Oyun doğuda yaptığı askerlikten yeni dönmüş Umut ve askerliğe özenen Gökhan’ın konuşmaları ile başlıyor; Umut’un üzerindeki yük, sanki omuzlarında gibi, tekrar adapte olma konusunda problem yaşadığı her halinden belli, kendisini eve kapatıyor. Umut’un döndüğü yerde aradığını bulamaması, arada kalmışlığı, çevresindeki kişilerin askerliğe ve savaşa bakışı ile devam ediyoruz. Her bir karakter ile aslında bir yandan farklı mesajlar veriyor: askerliği büyüme yeri olarak görenler, askerliğe ve vahşete oyunlar yüzünden özenenler, diziler ve sanal gündemler ile uyuşturulanlar, farkında olup aslında umursamayanlar, önemseyen ama elinden bir şey gelmeyenler… Aslında hepimiz oyundayız yani. Her bir konuşma ilerledikçe Umut’u daha iyi anlıyoruz, neler olduğunu fark ediyoruz. Özellikle geriye dönüp neler olduğunu açıklayan sahnede tansiyon yükselmeye başlıyor, midemiz kasılıyor.

Nerde Kalmıştık?

Tüm gerçekler ise son sahnede yüzümüze çarpılıyor: “Gerçek dünya“ya dönüşünü kutlamak isteyen ailesi ve arkadaşları ile birlikte yedikleri yemekte bir bomba misali patlıyor Umut. Vahşetin, savaşın kötü yönlerini ortaya koyarken, savaşın onda açtığı yaranın acısını biz hissediyoruz.

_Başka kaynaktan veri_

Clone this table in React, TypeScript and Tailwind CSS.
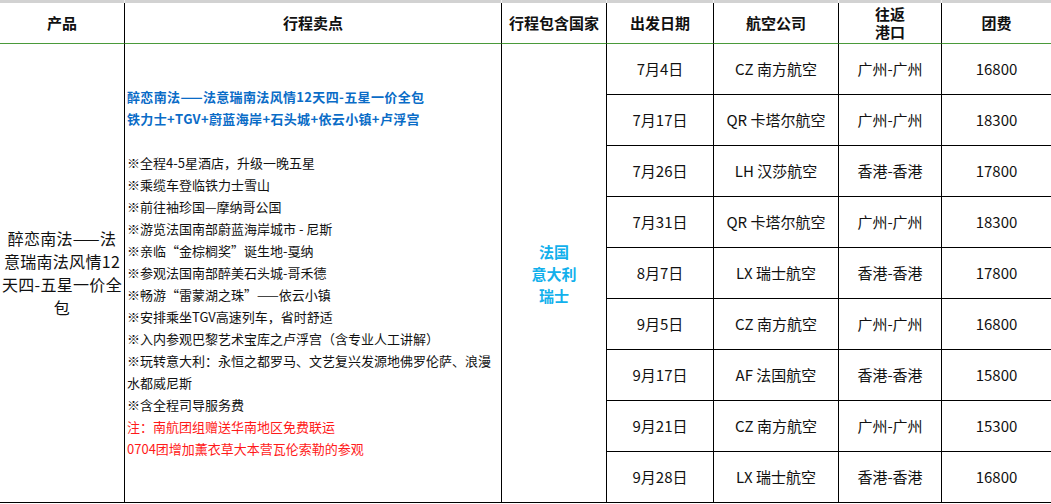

Yüksek tansiyonlu ve sarsıcı finalin sonrasında “Şimdi sesini çıkartmayanlar, sonrasında bu olayların filmini izleyip ağlamasınlar” replikleri eşliğinde oyuna girdiğimiz gibi yerde yatanların üzerine basmamaya çalışarak, karanlıkta terk ediyoruz, oldukça sersemlemiş bir şekilde. Düşünecek şeyler veriyor bize oyun, sonrası için.

Nerde Kalmıştık?

Ebru Nihan Celkan tarafından yazılan oyunu Mirza Metin yönetmiş. Ararat Mor, Bahar Selvi, Barış Gönenen, Cem Uslu, Ceren Kıran, Doğan Keçin, Engin Aydın, Fulya Aksular, Fatih Özkan, Mertcan Kayretli, Merve Engin, Sadi Celil Cengiz oynamış. Gidilip, görülüp üzerine bol bol düşünülesi bir oyun, tüm ekibe tebrikler!